To maximize the sum, we should preserve large initial values unless they can be replaced by even larger operation values. Since every operation value can be used at most once, the optimal strategy reduces to selecting the largest possible values among all available candidates and placing them onto boards that benefit most.

A clean way to see this is that we are building a final multiset of size $n$, where we start with $a_i$ and may replace up to $m$ elements using $b_j$. Each replacement should only be used if it increases the sum, and among all choices we always prefer larger values.

This leads to sorting both arrays and greedily matching the largest $b_j$ values with the smallest $a_i$ values.

Approach Time Complexity Space Complexity Verdict
Brute Force Assignment exponential $O(n)$ Too slow
Sorting + greedy replacement $O(n \log n + m \log m)$ $O(n)$ Accepted

Algorithm Walkthrough

  1. Sort the initial array $a$ in increasing order so that we can easily identify the smallest values that are easiest to improve. The reason is that replacing a small value yields the largest marginal gain.
  2. Sort the replacement values $b$ in decreasing order so we can use the strongest available improvements first. This ensures we never waste a large value on a position where it provides little benefit.
  3. Iterate through both arrays simultaneously, comparing the smallest remaining $a[i]$ with the largest remaining $b[j]$. If $b[j] > a[i]$, replace $a[i]$ with $b[j]$. Otherwise, stop using further replacements because all remaining $a[i]$ are even larger.
  4. Continue this process until we either exhaust $b$ or reach a point where no replacement improves the sum. The resulting array represents an optimal assignment of operations.
  5. Compute the final sum of the modified array.

Why it works

The correctness relies on an exchange argument. Suppose we have an optimal solution where a smaller replacement value is assigned to a smaller $a[i]$, while a larger replacement value is either unused or assigned elsewhere. Swapping these assignments never decreases the sum and may increase it.

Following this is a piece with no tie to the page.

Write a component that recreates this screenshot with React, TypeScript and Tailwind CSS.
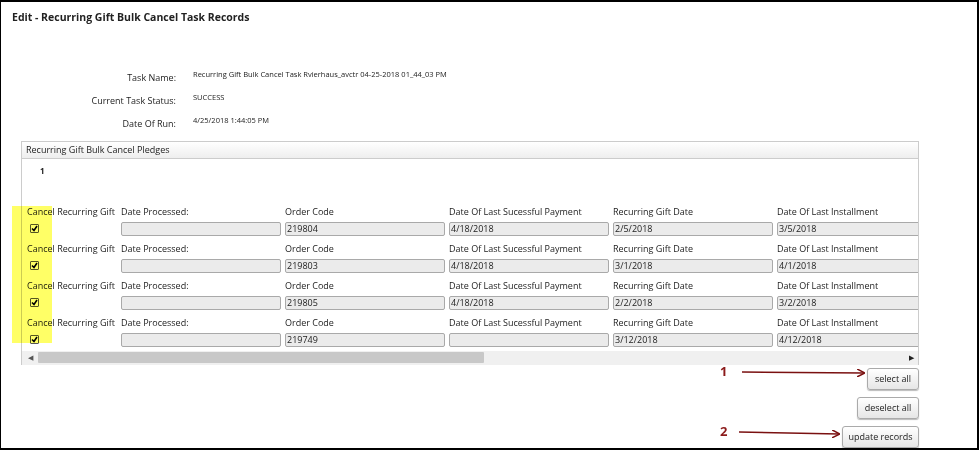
import React from "react";

const rows = [
  ["219804", "4/18/2018", "2/5/2018", "3/5/2018"],
  ["219803", "4/18/2018", "3/1/2018", "4/1/2018"],
  ["219805", "4/18/2018", "2/2/2018", "3/2/2018"],
  ["219749", "", "3/12/2018", "4/12/2018"],
];

const Inp = ({ v }: { v: string }) => (
  <div className="w-[160px] h-[14px] border border-[#a9a9a9] rounded-[2px] bg-[#ebebeb] text-[9px] leading-[12px] pl-[1px] shrink-0">{v}</div>
);

const Check = () => (
  <div className="w-[9px] h-[9px] border border-[#555] bg-white flex items-center justify-center rounded-[1px]">
    <svg width="7" height="7" viewBox="0 0 7 7"><path d="M1 3.5 L3 5.5 L6 1" stroke="#000" strokeWidth="1.6" fill="none" /></svg>
  </div>
);

const Btn = ({ t, w }: { t: string; w: string }) => (
  <div className={`${w} h-[22px] border border-[#aaa] rounded-[3px] bg-gradient-to-b from-white to-[#e6e6e6] text-[9px] flex items-center justify-center shadow-[0_1px_1px_#bbb]`}>{t}</div>
);

export default function App() {
  return (
    <div className="w-[979px] h-[450px] bg-white relative overflow-hidden text-[#222]" style={{ fontFamily: '"Open Sans", sans-serif' }}>
      <div className="absolute inset-0 border-[2px] border-black border-l-[1px] pointer-events-none" />
      <div className="pt-[10px] pl-[12px] font-bold text-[10.5px]">Edit - Recurring Gift Bulk Cancel Task Records</div>
      <div className="mt-[45px] flex flex-col gap-[10px] text-[9px]">
        {[
          ["Task Name:", "Recurring Gift Bulk Cancel Task Rvierhaus_avctr 04-25-2018 01_44_03 PM"],
          ["Current Task Status:", "SUCCESS"],
          ["Date Of Run:", "4/25/2018 1:44:05 PM"],
        ].map(([l, v]) => (
          <div key={l} className="flex items-start h-[13px]">
            <div className="w-[176px] text-right text-[9px]">{l}</div>
            <div className="ml-[17px] text-[7.5px] -mt-[2px]">{v}</div>
          </div>
        ))}
      </div>
      <div className="ml-[21px] mt-[11px] w-[898px] border border-[#ccc] border-b-0">
        <div className="h-[17px] bg-gradient-to-b from-white to-[#eee] border-b border-[#ccc] text-[9px] leading-[16px] pl-[4px]">Recurring Gift Bulk Cancel Pledges</div>
        <div className="h-[44px] pl-[18px] pt-[6px] text-[8px] font-bold">1</div>
        <div className="overflow-hidden text-[9px] whitespace-nowrap">
          {rows.map((r, i) => (
            <div key={i} className="h-[37px]">
              <div className="flex h-[17px] items-center pl-[5px]">
                <div className="w-[94px] shrink-0">Cancel Recurring Gift</div>
                <div className="w-[164px] shrink-0">Date Processed:</div>
                <div className="w-[164px] shrink-0">Order Code</div>
                <div className="w-[164px] shrink-0">Date Of Last Sucessful Payment</div>
                <div className="w-[164px] shrink-0">Recurring Gift Date</div>
                <div className="shrink-0">Date Of Last Installment</div>
              </div>
              <div className="flex items-center h-[18px] gap-[4px]">
                <div className="w-[95px] pl-[8px] shrink-0"><Check /></div>
                <Inp v="" />
                <Inp v={r[0]} />
                <Inp v={r[1]} />
                <Inp v={r[2]} />
                <Inp v={r[3]} />
              </div>
            </div>
          ))}
        </div>
        <div className="h-[14px] bg-[#f0f0f0] flex items-center">
          <div className="w-[16px] text-[7px] text-center text-[#555]">◀</div>
          <div className="w-[446px] h-[11px] bg-[#c8c8c8] rounded-[1px]" />
          <div className="flex-1" />
          <div className="w-[14px] text-[7px] text-center">▶</div>
        </div>
      </div>
      <div className="w-[919px] flex flex-col items-end gap-[7px] mt-[3px]">
        <Btn t="select all" w="w-[52px]" />
        <Btn t="deselect all" w="w-[62px]" />
        <Btn t="update records" w="w-[77px]" />
      </div>
      <div className="absolute left-[12px] top-[206px] w-[40px] h-[137px] bg-[#ffff00]/60 mix-blend-multiply" />
      <div className="absolute left-[720px] top-[362px] text-[13px] font-bold text-[#8b1a1a]">1</div>
      <div className="absolute left-[720px] top-[422px] text-[13px] font-bold text-[#8b1a1a]">2</div>
      <svg className="absolute left-0 top-0" width="979" height="450">
        <defs>
          <marker id="a" markerWidth="8" markerHeight="8" refX="7" refY="4" orient="auto" markerUnits="userSpaceOnUse">
            <path d="M0 0 L8 4 L0 8" stroke="#7a1010" strokeWidth="1.5" fill="none" />
          </marker>
        </defs>
        <line x1="742" y1="372" x2="864" y2="373" stroke="#7a1010" strokeWidth="1.5" markerEnd="url(#a)" />
        <line x1="739" y1="432" x2="839" y2="434" stroke="#7a1010" strokeWidth="1.5" markerEnd="url(#a)" />
      </svg>
    </div>
  );
}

Repeating this reasoning leads to a structure where the largest $b$ values are matched with the smallest $a$ values whenever beneficial, which is exactly what the greedy procedure constructs.

Python Solution

import sys
input = sys.stdin.readline

t = int(input())
for _ in range(t):
    n, m = map(int, input().split())
    a = list(map(int, input().split()))
    b = list(map(int, input().split()))
    
    a.sort()
    b.sort(reverse=True)
    
    i = 0
    j = 0
    
    while i < n and j < m:
        if b[j] > a[i]:
            a[i] = b[j]
            i += 1
            j += 1
        else:
            break
    
    print(sum(a))

The implementation directly follows the greedy strategy. Sorting $a$ allows us to always try improving the weakest positions first. Sorting $b$ in descending order ensures we consume the strongest upgrades early.

The loop stops as soon as no improvement is possible, which avoids unnecessary comparisons once all remaining $a[i]$ are already larger than the remaining $b[j]$. The final sum is computed directly from the updated array.

Worked Examples

Consider the input $a = [1,2,3]$ and $b = [4,5]$. After sorting, we compare $1$ with $5$, replace it, then compare $2$ with $4$, replace it, and stop. The resulting array is $[5,4,3]$.

Step a (state) b pointer action
1 [1,2,3] 5 replace 1 with 5
2 [5,2,3] 4 replace 2 with 4
3 [5,4,3] stop no improvement

The final sum is $12$, matching the optimal configuration.

For $a = [10,10]$ and $b = [1,2]$, sorting gives $a$ unchanged and $b = [2,1]$. Since even the largest $b$ is not greater than the smallest $a$, no replacements happen and the sum remains $20$.

Complexity Analysis

Measure Complexity Explanation
Time $O((n+m)\log(n+m))$ sorting dominates, greedy scan is linear
Space $O(n+m)$ storage for arrays

The constraints are small enough that sorting and a single linear pass per test case are easily fast.

Test Cases

import sys, io

def solve():
    input = sys.stdin.readline
    t = int(input())
    out = []
    for _ in range(t):
        n, m = map(int, input().split())
        a = list(map(int, input().split()))
        b = list(map(int, input().split()))
        
        a.sort()
        b.sort(reverse=True)
        
        i = 0
        j = 0
        
        while i < n and j < m:
            if b[j] > a[i]:
                a[i] = b[j]
                i += 1
                j += 1
            else:
                break
        
        out.append(str(sum(a)))
    
    return "\n".join(out)

def run(inp: str) -> str:
    sys.stdin = io.StringIO(inp)
    return solve()

# provided sample
assert run("""4
3 2
1 2 3
4 5
2 3
1 2
3 4 5
1 1
100
1
5 3
1 1 1 1 1
1000000000 1000000000 1000000000
""") == """12
9
1
3000000002"""
Test input Expected output What it validates
all small values greedy replacement behavior basic correctness
all large b values full replacement maximal gain usage
no improvement case unchanged sum stopping condition

Edge Cases

When $m = 0$, no replacements occur and the output is simply the sum of $a$. The algorithm handles this because the loop never executes.

When all $b_j \le \min(a_i)$, no replacements happen because the first comparison fails immediately, ensuring we do not decrease the sum.

When $m > n$, only the largest $n$ useful values from $b$ are ever used, since the loop stops once all $a[i]$ have been considered.